• _Given material_
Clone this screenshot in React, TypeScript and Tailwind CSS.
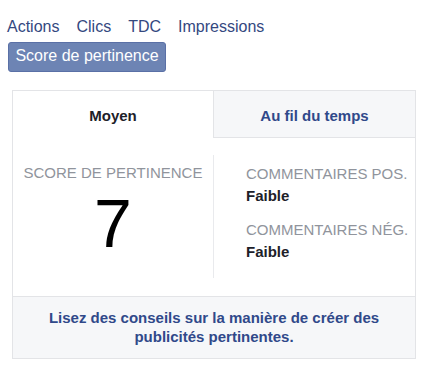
export default function App() {
  return (
    <div
      className="w-[435px] h-[373px] bg-white"
      style={{ fontFamily: '"Liberation Sans", Arial, Helvetica, sans-serif' }}
    >
      <div className="flex gap-[17px] pl-[7px] pt-[18px] text-[16px] leading-[18px] text-[#34487f]">
        <span>Actions</span>
        <span>Clics</span>
        <span>TDC</span>
        <span>Impressions</span>
      </div>
      <div className="ml-[8px] mt-[6px] flex h-[30px] w-[158px] items-center justify-center rounded-[3px] border border-[#5a70a6] bg-[#6d84b4] pb-[3px] text-[16px] leading-[18px] text-white">
        Score de pertinence
      </div>
      <div className="ml-[12px] mt-[18px] w-[404px] border border-[#e3e4e7]">
        <div className="flex h-[47px]">
          <div className="flex w-[200px] items-center justify-center pt-[3px] text-[15px] font-bold leading-[18px] text-[#1d2129]">
            Moyen
          </div>
          <div className="flex flex-1 items-center justify-center border-b border-l border-[#e3e4e7] bg-[#f6f7f9] pt-[4px] text-[15px] font-bold leading-[18px] text-[#30498a]">
            Au fil du temps
          </div>
        </div>
        <div className="flex h-[158px] items-start pt-[17px]">
          <div className="flex h-[123px] w-[201px] flex-col items-center border-r border-[#e9eaed] pt-[9px]">
            <div className="text-[15px] leading-[18px] text-[#90949c]">SCORE DE PERTINENCE</div>
            <div className="mt-[7px] text-[68px] leading-[68px] text-black">7</div>
          </div>
          <div className="flex flex-col pl-[32px] pt-[10px]">
            <div className="text-[15px] leading-[18px] text-[#90949c]">COMMENTAIRES POS.</div>
            <div className="mt-[4px] text-[15px] font-bold leading-[18px] text-[#1d2129]">Faible</div>
            <div className="mt-[16px] text-[15px] leading-[18px] text-[#90949c]">COMMENTAIRES NÉG.</div>
            <div className="mt-[4px] text-[15px] font-bold leading-[18px] text-[#1d2129]">Faible</div>
          </div>
        </div>
        <div className="h-[62px] border-t border-[#e3e4e7] bg-[#f6f7f9] pt-[11px] text-center text-[15px] font-bold leading-[19px] text-[#30498a]">
          Lisez des conseils sur la manière de créer des
          <br />
          publicités pertinentes.
        </div>
      </div>
    </div>
  );
}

• _Written request_
Leave out the pictures and copy the rest of the material above exactly.

• _Answer below_
Clone this screenshot in React, TypeScript and Tailwind CSS.
export default function App() {
  return (
    <div
      className="w-[435px] h-[373px] bg-white"
      style={{ fontFamily: '"Liberation Sans", Arial, Helvetica, sans-serif' }}
    >
      <div className="flex gap-[17px] pl-[7px] pt-[18px] text-[16px] leading-[18px] text-[#34487f]">
        <span>Actions</span>
        <span>Clics</span>
        <span>TDC</span>
        <span>Impressions</span>
      </div>
      <div className="ml-[8px] mt-[6px] flex h-[30px] w-[158px] items-center justify-center rounded-[3px] border border-[#5a70a6] bg-[#6d84b4] pb-[3px] text-[16px] leading-[18px] text-white">
        Score de pertinence
      </div>
      <div className="ml-[12px] mt-[18px] w-[404px] border border-[#e3e4e7]">
        <div className="flex h-[47px]">
          <div className="flex w-[200px] items-center justify-center pt-[3px] text-[15px] font-bold leading-[18px] text-[#1d2129]">
            Moyen
          </div>
          <div className="flex flex-1 items-center justify-center border-b border-l border-[#e3e4e7] bg-[#f6f7f9] pt-[4px] text-[15px] font-bold leading-[18px] text-[#30498a]">
            Au fil du temps
          </div>
        </div>
        <div className="flex h-[158px] items-start pt-[17px]">
          <div className="flex h-[123px] w-[201px] flex-col items-center border-r border-[#e9eaed] pt-[9px]">
            <div className="text-[15px] leading-[18px] text-[#90949c]">SCORE DE PERTINENCE</div>
            <div className="mt-[7px] text-[68px] leading-[68px] text-black">7</div>
          </div>
          <div className="flex flex-col pl-[32px] pt-[10px]">
            <div className="text-[15px] leading-[18px] text-[#90949c]">COMMENTAIRES POS.</div>
            <div className="mt-[4px] text-[15px] font-bold leading-[18px] text-[#1d2129]">Faible</div>
            <div className="mt-[16px] text-[15px] leading-[18px] text-[#90949c]">COMMENTAIRES NÉG.</div>
            <div className="mt-[4px] text-[15px] font-bold leading-[18px] text-[#1d2129]">Faible</div>
          </div>
        </div>
        <div className="h-[62px] border-t border-[#e3e4e7] bg-[#f6f7f9] pt-[11px] text-center text-[15px] font-bold leading-[19px] text-[#30498a]">
          Lisez des conseils sur la manière de créer des
          <br />
          publicités pertinentes.
        </div>
      </div>
    </div>
  );
}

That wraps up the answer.